Illegal logging and deforestation are the main reasons for numerous landslides, frequently the result of deforestation. There are numerous solutions to this problem, including law enforcement, inspections and attempts to provide alternative means of livelihood for those communities that are so desperate that they are literally forced to dig their own graves by destroying the environment, which in turn annihilates entire communities. But almost nothing is done, as illegal logging is a huge and lucrative business that greases hundreds of willing palms.

In December, 2006, dozens of people were killed in landslides and flash floods in northern Sumatra Island, forcing 400,000 people to flee their homes. In June 2006, floods and landslides triggered by heavy rains killed more than 200 people in south Sulawesi province.

Tidal waves, known as tsunamis, killed more than 126,000 people in Aceh province in December 2004. Not only was the response of the Indonesian government and military inexcusably slow and inadequate, but a large part of the massive foreign aid disappeared in corruption. Instead of helping victims, many members of the Indonesian military extorted bribes from relief agencies and destroyed precious supplies including drinking water and food when bribes were not paid.
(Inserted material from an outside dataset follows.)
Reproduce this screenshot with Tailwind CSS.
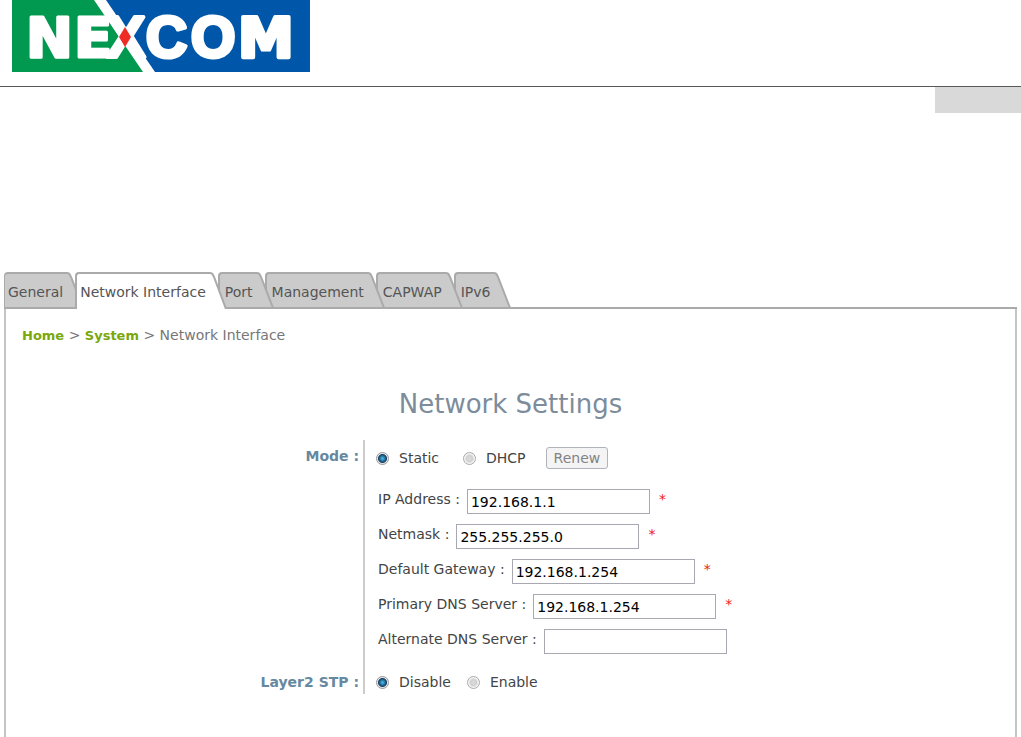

Many victims were prevented from returning to their own land while children were forcefully separated from their parents (who lost birth certificates during the tragedy) and “adopted” by religious organizations; some became victims to human trafficking. More than two years after this devastating tragedy worsened by a scandalous land grab, hundreds of thousands are living in temporary housing.

Many victims of another tsunami, which struck the coast of southern Java on July 17, 2006, are still waiting for any substantial help. At official count, 600 people died, but the real number was almost certainly much higher. Indonesian officials received early warning from Japan but refused to act, later claiming that there was not much they could do, as the area was not equipped with sirens or loudspeakers.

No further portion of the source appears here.